MESSINA. Diciottomila domande di reddito di cittadinanza (prima dell’ulteriore mazzata della covid-19), un terzo dei contribuenti (di chi, cioè, ha una qualsiasi entrata) che tira a campare con 800 euro al mese, cinque cittadini su dieci non riescono a superare la soglia del reddito di povertà, quasi uno su due non dichiara alcun reddito.

E’ l’impressionante istantanea della situazione economica della città di Messina fornita dal direttore del dipartimento di Economia dell’università di Messina Michele Limosani, in un report sulle grandezze economiche sulle quali poggia l’intera costruzione del sistema produttivo locale.

Che sono poche, e mal distribuite: i contribuenti che hanno presentato dichiarazione fiscale in città sono più o meno 133 mila, il 58% della popolazione residente. Ciò significa che per ogni soggetto che presenta dichiarazione al fisco esiste un soggetto che non dichiara redditi. E anche chi lo ha dichiarato se la passa piuttosto male: il 33% dei contribuenti dichiara redditi compresi tra 0 e 10.000 euro lordi, ossia tra 0 e 800 euro mensili lordi, il 40% è compreso tra 15.000 e 26.000 e quindi tra 1.200 e 2.200 euro mensili lordi.
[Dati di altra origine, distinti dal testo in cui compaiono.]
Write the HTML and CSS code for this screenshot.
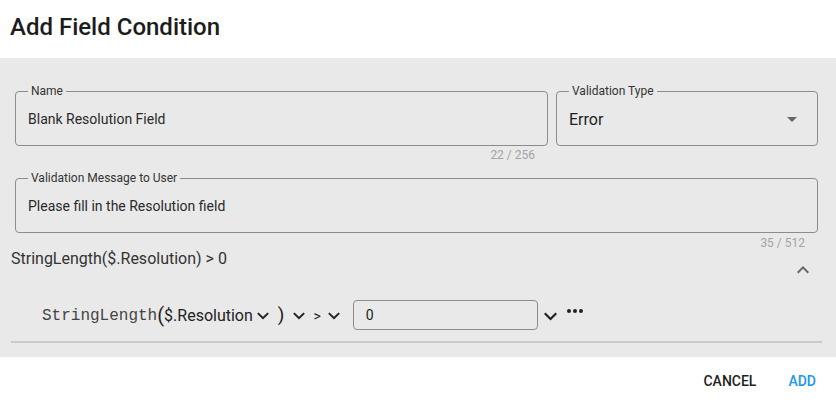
FILE: index.html
```html
<!DOCTYPE html>
<html>
<head>
<meta charset="utf-8">
<link rel="stylesheet" href="styles.css">
</head>
<body>
<div class="dialog">
  <header class="dlg-head"><h1 class="dlg-title">Add Field Condition</h1></header>
  <section class="dlg-body">
    <div class="fields">
      <div class="row-top">
        <div class="outlined name-field">
          <span class="flabel">Name</span>
          <span class="fvalue">Blank Resolution Field</span>
        </div>
        <div class="outlined type-field">
          <span class="flabel">Validation Type</span>
          <span class="fvalue big">Error</span>
          <svg class="drop" viewBox="7 10 10 5" width="10" height="5"><path d="M7 10l5 5 5-5z"/></svg>
        </div>
      </div>
      <div class="counter-row name-counter"><span class="counter">22 / 256</span></div>
      <div class="outlined msg-field">
        <span class="flabel">Validation Message to User</span>
        <span class="fvalue">Please fill in the Resolution field</span>
      </div>
      <div class="counter-row msg-counter"><span class="counter">35 / 512</span></div>
    </div>
    <div class="expr">
      <div class="expr-head">
        <span class="expr-title">StringLength($.Resolution) &gt; 0</span>
        <svg class="chev-up" viewBox="0 0 24 24" width="24" height="24"><path d="M12 8l-6 6 1.41 1.41L12 10.83l4.59 4.58L18 14z"/></svg>
      </div>
      <div class="expr-row">
        <span class="fn">StringLength</span>
        <span class="paren">(</span>
        <span class="arg">$.Resolution</span>
        <svg class="chev c1" viewBox="6 8.2 12 8.2" width="12" height="8"><path d="M16.59 8.59L12 13.17 7.41 8.59 6 10l6 6 6-6z"/></svg>
        <span class="paren close">)</span>
        <svg class="chev c2" viewBox="6 8.2 12 8.2" width="12" height="8"><path d="M16.59 8.59L12 13.17 7.41 8.59 6 10l6 6 6-6z"/></svg>
        <span class="op">&gt;</span>
        <svg class="chev c3" viewBox="6 8.2 12 8.2" width="12" height="8"><path d="M16.59 8.59L12 13.17 7.41 8.59 6 10l6 6 6-6z"/></svg>
        <div class="val-input">0</div>
        <svg class="chev c4" viewBox="6 8.2 12 8.2" width="13" height="9"><path d="M16.59 8.59L12 13.17 7.41 8.59 6 10l6 6 6-6z"/></svg>
        <svg class="dots" viewBox="0 0 16 4" width="16" height="4"><circle cx="2" cy="2" r="2"/><circle cx="8" cy="2" r="2"/><circle cx="14" cy="2" r="2"/></svg>
      </div>
      <div class="divider"></div>
    </div>
  </section>
  <footer class="dlg-foot">
    <button class="btn cancel">Cancel</button>
    <button class="btn add">Add</button>
  </footer>
</div>
</body>
</html>
```
FILE: styles.css
```css
* { box-sizing: border-box; }
html, body { margin: 0; padding: 0; background: #fff; }
body { font-family: Roboto, "Liberation Sans", sans-serif; color: #222; width: 836px; height: 404px; overflow: hidden; }

.dlg-head { height: 58px; padding: 13px 0 0 10px; }
.dlg-title { margin: 0; font-size: 24px; line-height: 28px; font-weight: 500; color: #1c1c1c; letter-spacing: 0; }

.dlg-body { background: #e9e9e9; padding: 33px 0 14px 0; }

.fields { padding: 0 18px 0 15px; }
.row-top { display: flex; gap: 8px; }
.outlined { position: relative; height: 55px; border: 1px solid #8c8c8c; border-radius: 4px; display: flex; align-items: center; padding: 0 12px; }
.name-field { flex: 1; }
.type-field { width: 262px; justify-content: space-between; padding-right: 20px; }
.flabel { position: absolute; left: 12px; top: -8px; padding: 0 3px; background: #e9e9e9; font-size: 12px; line-height: 14px; color: #333; }
.fvalue { font-size: 14px; line-height: 20px; color: #2a2a2a; padding-top: 0; }
.fvalue.big { font-size: 16px; padding-top: 3px; color: #222; }
.drop { fill: #666; margin-top: 2px; }

.counter-row { display: flex; justify-content: flex-end; padding-right: 13px; }
.name-counter { width: 533px; height: 32px; padding-top: 3px; }
.msg-counter { height: 16px; padding-top: 4px; }
.counter { font-size: 12px; line-height: 12px; color: #a3a3a3; }

.expr { padding: 0 14px 0 11px; }
.expr-head { display: flex; justify-content: space-between; height: 33px; }
.expr-title { font-size: 16px; line-height: 20px; color: #333; align-self: flex-start; }
.chev-up { fill: #666; align-self: flex-end; margin-right: 7px; }

.expr-row { display: flex; align-items: center; height: 30px; margin-top: 18px; padding-left: 31px; color: #222; }
.fn { font-family: "Liberation Mono", "Courier New", monospace; font-size: 16px; color: #444; line-height: 20px; padding-top: 2px; }
.paren { font-size: 20px; line-height: 24px; color: #222; }
.paren.close { margin-left: 9px; font-size: 19px; }
.arg { font-size: 16px; line-height: 20px; margin-left: 0; color: #222; padding-top: 1px; }
.chev { fill: #222; margin-top: 2px; }
.c1 { margin-left: 4px; }
.c2 { margin-left: 9px; }
.op { font-size: 14px; margin-left: 8px; color: #222; padding-top: 2px; }
.c3 { margin-left: 7px; }
.val-input { margin-left: 13px; width: 185px; height: 30px; border: 1px solid #8c8c8c; border-radius: 4px; padding: 0 12px; font-size: 14px; line-height: 28px; color: #222; }
.c4 { margin-left: 6px; }
.dots { fill: #222; margin-left: 10px; margin-bottom: 8px; }

.divider { height: 2px; background: #cbcbcb; margin-top: 11px; }

.dlg-foot { display: flex; justify-content: flex-end; gap: 16px; padding: 6px 12px 0 0; }
.btn { font-family: Roboto, "Liberation Sans", sans-serif; font-size: 14px; font-weight: 500; text-transform: uppercase; background: none; border: 0; padding: 0 8px; height: 36px; line-height: 36px; cursor: pointer; letter-spacing: 0; }
.cancel { color: #1f1f1f; }
.add { color: #2196f3; }
```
Se il presente è plumbeo, il futuro non si annuncia certo più roseo. Messina è una città di impiegati (dipendenti pubblici e privati) e di pensionati Inps, e i redditi d’impresa e dei lavoratori autonomi sono marginali. Secondo le ultime statistiche della Camera di Commercio, le aziende registrate nel comune di Messina sono poco più di ventimila, ma un quarto di queste, cinquemila, registrano perdite di esercizio e quindi presentano un imponibile pari a zero, mentre una grossa parte (lo studio non specifica quante), risultano inattive.

E quindi? “Gli impiegati di oggi saranno la componente più importante dei pensionati di domani e le pensioni continueranno ad essere la maggiore fonte di reddito della città”, scrive Limosani, ma con un’aggiunta preoccupante. “Contrariamente a quanto accade oggi, tuttavia, i lavoratori che andranno via via in pensione nei prossimi anni “godranno” del regime contributivo e quindi, nel migliore dei casi, di una pensione pari a circa il 30% percento in meno dell’ultima retribuzione. Il welfare familiare, generosamente erogato dai nonni a favore dei figli e dei nipoti, conoscerà tempi duri”. Si eroderà, praticamente, ciò che tiene ancora in piedi il tessuto economico e sociale della città.

Ancora più mesta la chiosa: “La simulazione dunque lascia prevedere, se nulla cambiasse, un impoverimento generalizzato, per non parlare dello spopolamento, dell’invecchiamento della popolazione e della fuga di giovani qualificati”.